After three council meetings in a row lasting close to five hours, Coun. Helena Konanz wants to see if there is a better way.
Lengthy public hearings prior to the March 21, April 4 and April 18 meetings meant council didn’t finish until between 10 and 10:30 p.m. on those nights. A record-breaking meeting last May ended up running past midnight.
“They are too long. I don’t think anyone can be at their best when they are in their sixth hour of making decisions,” said Konanz, who introduced a notice of motion on April 18 to have staff research schedules of council meetings and public hearings held in other municipalities and report back with options for beneficial changes to the 2017 Penticton City council meeting and public hearing schedule.
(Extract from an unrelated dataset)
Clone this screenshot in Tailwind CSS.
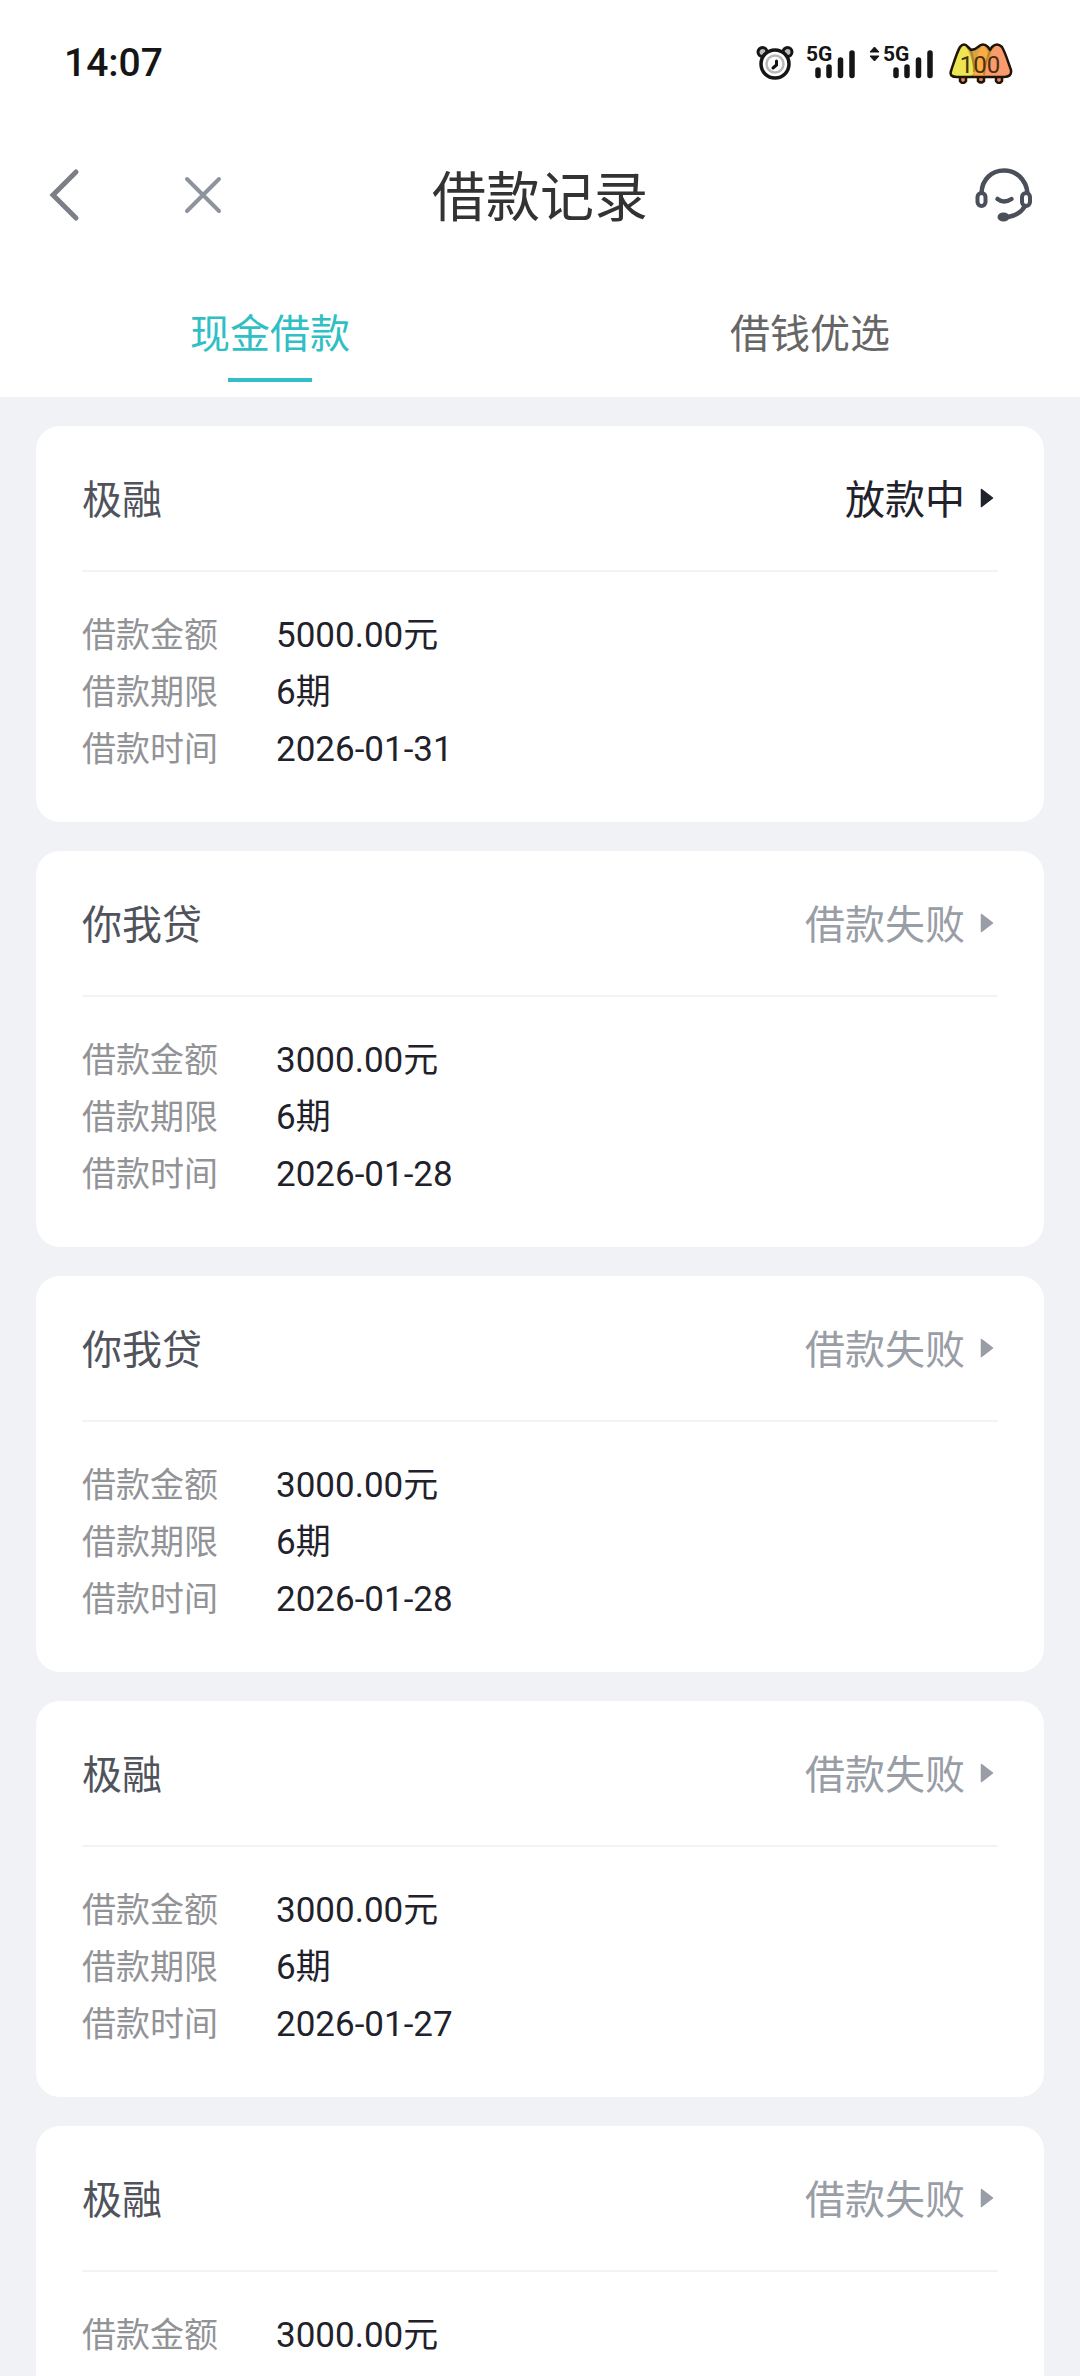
<!DOCTYPE html>
<html lang="zh-CN">
<head>
<meta charset="utf-8">
<meta name="viewport" content="width=device-width, initial-scale=1">
<title>借款记录</title>
<script src="https://cdn.jsdelivr.net/npm/@tailwindcss/browser@4"></script>
</head>
<body class="flex h-screen flex-col overflow-hidden bg-[#f0f2f6] font-[Roboto,'Noto_Sans_CJK_SC',sans-serif] text-[#1f222b]">
<svg class="hidden" aria-hidden="true">
  <symbol id="caret" viewBox="0 0 14 20"><path d="M1.5 1.5 12.5 10 1.5 18.5Z" fill="currentColor" stroke="currentColor" stroke-width="1.5" stroke-linejoin="round"/></symbol>
  <symbol id="bars" viewBox="0 0 40 30"><path d="M3 21v5.500M14 18v8.500M25.500 11v15.500M37 4v22.500" stroke="#151515" stroke-width="5.500" stroke-linecap="round"/></symbol>
</svg>

<header class="bg-white">
  <div class="flex h-[126px] items-center justify-between px-16">
    <time class="text-[39px] font-medium text-[#151515]">14:07</time>
    <div class="flex items-center">
      <svg class="h-10 w-10" viewBox="0 0 40 40" fill="none" aria-label="闹钟">
        <circle cx="6.500" cy="9" r="4.500" fill="#b9bcbd" stroke="#151515" stroke-width="3"/>
        <circle cx="31.500" cy="9" r="4.500" fill="#b9bcbd" stroke="#151515" stroke-width="3"/>
        <circle cx="19" cy="21" r="14" fill="#fff" stroke="#151515" stroke-width="3.500"/>
        <circle cx="19" cy="21" r="8.500" stroke="#b9b9b9" stroke-width="2.500"/>
        <path d="M20.500 18v4l-3.500 3" stroke="#151515" stroke-width="3" stroke-linecap="round"/>
      </svg>
      <svg class="ml-2 h-10 w-14" viewBox="0 0 56 40" aria-label="5G 信号">
        <text x="2" y="18" font-family="'Liberation Sans Narrow', Roboto, sans-serif" font-size="21" font-weight="700" fill="#151515">5G</text>
        <use href="#bars" x="11" y="6" width="40" height="30"/>
      </svg>
      <svg class="ml-2 h-10 w-[70px]" viewBox="0 0 70 40" aria-label="5G 数据信号">
        <path d="M2 9 6.500 4 11 9ZM2 13h9L6.500 18Z" fill="#151515" stroke="#151515" stroke-linejoin="round"/>
        <text x="15" y="18" font-family="'Liberation Sans Narrow', Roboto, sans-serif" font-size="21" font-weight="700" fill="#151515">5G</text>
        <use href="#bars" x="25" y="6" width="40" height="30"/>
      </svg>
      <svg class="ml-2 h-[42px] w-[70px]" viewBox="0 0 70 42" aria-label="电量 100">
        <path d="M14 35v4q3 4 6 0v-4M32 35v4q3 3 6 0v-4M50 35v4q3 4 6 0v-4" fill="#f08a60" stroke="#1e1408" stroke-width="2.500"/>
        <path d="M5 29C8 20 11 10 14 5Q18 0 22 5L25 8 29 7 32 5Q37 0 42 5L44 8 46 5Q51 0 56 5C60 12 62 20 65 28Q66 35 58 35H11Q3 35 5 29Z" fill="#d8a446"/>
        <path d="M28 35C29 20 32 8 37 3 42 8 44 20 45 35Z" fill="#fbad44"/>
        <path d="M38 35C41 22 45 8 51 3Q60 6 65 28 66 35 58 35Z" fill="#fb9a6c"/>
        <path d="M5 29Q11 8 18 3 24 8 28 28 28 35 20 35H11Q3 35 5 29Z" fill="#ebe652"/>
        <path d="M25 8Q28 20 28 30M44 9Q39 21 38 33" fill="none" stroke="#9a6a20" stroke-width="2" opacity=".6"/>
        <path d="M5 29C8 20 11 10 14 5Q18 0 22 5L25 8 29 7 32 5Q37 0 42 5L44 8 46 5Q51 0 56 5C60 12 62 20 65 28Q66 35 58 35H11Q3 35 5 29Z" fill="none" stroke="#1e1408" stroke-width="2.500" stroke-linejoin="round"/>
        <text x="34" y="31" text-anchor="middle" font-family="Roboto, sans-serif" font-size="24" fill="#4a3010">100</text>
      </svg>
    </div>
  </div>

  <div class="grid h-[138px] grid-cols-[1fr_auto_1fr] items-center px-11">
    <div class="flex items-center gap-[95px]">
      <button type="button" aria-label="返回" class="text-[#7c7f87]">
        <svg class="h-14 w-10" viewBox="0 0 40 56" fill="none" stroke="currentColor" stroke-width="5" stroke-linecap="round" stroke-linejoin="miter"><path d="M32 5 9 28l23 23"/></svg>
      </button>
      <button type="button" aria-label="关闭" class="text-[#8e949e]">
        <svg class="h-12 w-12" viewBox="0 0 48 48" fill="none" stroke="currentColor" stroke-width="4" stroke-linecap="round"><path d="M8 8l32 32M40 8 8 40"/></svg>
      </button>
    </div>
    <h1 class="pt-2 text-[54px] leading-[72px] text-[#333]">借款记录</h1>
    <button type="button" aria-label="客服" class="justify-self-end text-[#4a4f5a]">
      <svg class="h-[60px] w-[66px]" viewBox="0 0 66 60" fill="none" stroke="currentColor" stroke-width="4.500" stroke-linecap="round">
        <path d="M11.500 28C12 14 22 5.500 34 5.500S56 14 57.500 28"/>
        <rect x="7.500" y="28" width="8" height="13" rx="4" stroke-width="4"/>
        <rect x="52" y="28" width="8" height="13" rx="4" stroke-width="4"/>
        <path d="M27.500 34q6.500 5 14 0"/>
        <path d="M55 41q-5 9-17 11"/>
        <ellipse cx="33.500" cy="52" rx="6" ry="4.500" fill="currentColor" stroke="none"/>
      </svg>
    </button>
  </div>

  <nav class="grid grid-cols-2">
    <a href="#cash" aria-current="page" class="flex flex-col items-center gap-[15px] pt-[43px] pb-[15px] text-[#2fbfc4]">
      <span class="text-[40px] leading-14">现金借款</span>
      <span class="h-1 w-[84px] bg-[#2fbfc4]"></span>
    </a>
    <a href="#select" class="flex flex-col items-center pt-[43px] text-[#666]">
      <span class="text-[40px] leading-14">借钱优选</span>
    </a>
  </nav>
</header>

<main class="flex min-h-0 flex-1 flex-col gap-[29px] overflow-y-auto px-9 py-[29px] [scrollbar-width:none]">
  <article class="shrink-0 rounded-3xl bg-white px-[46px] pb-11">
    <div class="flex h-[146px] items-center justify-between border-b-2 border-[#f2f3f5] text-[40px]">
      <h2 class="pt-1.5 text-[#50535c]">极融</h2>
      <button type="button" class="flex items-center gap-[15px] pr-1"><span class="pt-1.5">放款中</span><svg class="h-5 w-3.5"><use href="#caret"/></svg></button>
    </div>
    <dl class="grid grid-cols-[136px_1fr] gap-x-[58px] pt-[35px] text-[34px] leading-[57px]">
      <dt class="text-[#929397]">借款金额</dt><dd class="text-[35px]">5000.00元</dd>
      <dt class="text-[#929397]">借款期限</dt><dd class="text-[35px]">6期</dd>
      <dt class="text-[#929397]">借款时间</dt><dd class="text-[35px]">2026-01-31</dd>
    </dl>
  </article>

  <article class="shrink-0 rounded-3xl bg-white px-[46px] pb-11">
    <div class="flex h-[146px] items-center justify-between border-b-2 border-[#f2f3f5] text-[40px]">
      <h2 class="pt-1.5 text-[#50535c]">你我贷</h2>
      <button type="button" class="flex items-center gap-[15px] pr-1 text-[#989da6]"><span class="pt-1.5">借款失败</span><svg class="h-5 w-3.5"><use href="#caret"/></svg></button>
    </div>
    <dl class="grid grid-cols-[136px_1fr] gap-x-[58px] pt-[35px] text-[34px] leading-[57px]">
      <dt class="text-[#929397]">借款金额</dt><dd class="text-[35px]">3000.00元</dd>
      <dt class="text-[#929397]">借款期限</dt><dd class="text-[35px]">6期</dd>
      <dt class="text-[#929397]">借款时间</dt><dd class="text-[35px]">2026-01-28</dd>
    </dl>
  </article>

  <article class="shrink-0 rounded-3xl bg-white px-[46px] pb-11">
    <div class="flex h-[146px] items-center justify-between border-b-2 border-[#f2f3f5] text-[40px]">
      <h2 class="pt-1.5 text-[#50535c]">你我贷</h2>
      <button type="button" class="flex items-center gap-[15px] pr-1 text-[#989da6]"><span class="pt-1.5">借款失败</span><svg class="h-5 w-3.5"><use href="#caret"/></svg></button>
    </div>
    <dl class="grid grid-cols-[136px_1fr] gap-x-[58px] pt-[35px] text-[34px] leading-[57px]">
      <dt class="text-[#929397]">借款金额</dt><dd class="text-[35px]">3000.00元</dd>
      <dt class="text-[#929397]">借款期限</dt><dd class="text-[35px]">6期</dd>
      <dt class="text-[#929397]">借款时间</dt><dd class="text-[35px]">2026-01-28</dd>
    </dl>
  </article>

  <article class="shrink-0 rounded-3xl bg-white px-[46px] pb-11">
    <div class="flex h-[146px] items-center justify-between border-b-2 border-[#f2f3f5] text-[40px]">
      <h2 class="pt-1.5 text-[#50535c]">极融</h2>
      <button type="button" class="flex items-center gap-[15px] pr-1 text-[#989da6]"><span class="pt-1.5">借款失败</span><svg class="h-5 w-3.5"><use href="#caret"/></svg></button>
    </div>
    <dl class="grid grid-cols-[136px_1fr] gap-x-[58px] pt-[35px] text-[34px] leading-[57px]">
      <dt class="text-[#929397]">借款金额</dt><dd class="text-[35px]">3000.00元</dd>
      <dt class="text-[#929397]">借款期限</dt><dd class="text-[35px]">6期</dd>
      <dt class="text-[#929397]">借款时间</dt><dd class="text-[35px]">2026-01-27</dd>
    </dl>
  </article>

  <article class="shrink-0 rounded-3xl bg-white px-[46px] pb-11">
    <div class="flex h-[146px] items-center justify-between border-b-2 border-[#f2f3f5] text-[40px]">
      <h2 class="pt-1.5 text-[#50535c]">极融</h2>
      <button type="button" class="flex items-center gap-[15px] pr-1 text-[#989da6]"><span class="pt-1.5">借款失败</span><svg class="h-5 w-3.5"><use href="#caret"/></svg></button>
    </div>
    <dl class="grid grid-cols-[136px_1fr] gap-x-[58px] pt-[35px] text-[34px] leading-[57px]">
      <dt class="text-[#929397]">借款金额</dt><dd class="text-[35px]">3000.00元</dd>
    </dl>
  </article>
</main>
</body>
</html>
Earlier in the April 18 meeting, after realizing there was going to be three public hearings before the May 2 meeting, Konanz suggested council should look at alternatives.
“What I don’t support is having three public hearings on May 2. I am wondering if we can find an alternate time, because I don’t think it is fair to any of them to have three at one time, or to us. I think that will be a massive meeting,” said Konanz.
According to Mayor Andrew Jakubeit, Penticton city staff has already begun looking into alternate schedules. He said he has two concerns, the first being to look at how council and staff can be more efficient with their time. Looking at meeting times also fits in, he continued, with city council’s focus on better engaging with the community.
Councillors had varied opinions on scheduling meetings. Coun. Campbell Watt said his main concern was that they have time to absorb the information after a controversial or lengthy public hearing.
“I realize the impact that may have as far as timing goes, but at the end of the day, I think it is more important to be confident in our decisions. That is the only thing I would change from the current format,” said Watt.
Coun. Tarik Sayeed said he was OK with long meetings, provided they were expected so he could be mentally prepared. But he echoed Watt’s thoughts about decision-making.
“For some of them, I think it is prudent and necessary for us to sleep over it and then make the decision in the morning or the day after,” said Sayeed.
Konanz’ motion will come forward at the May 2 meeting, where, if passed, will give official endorsement to the research already being done by staff.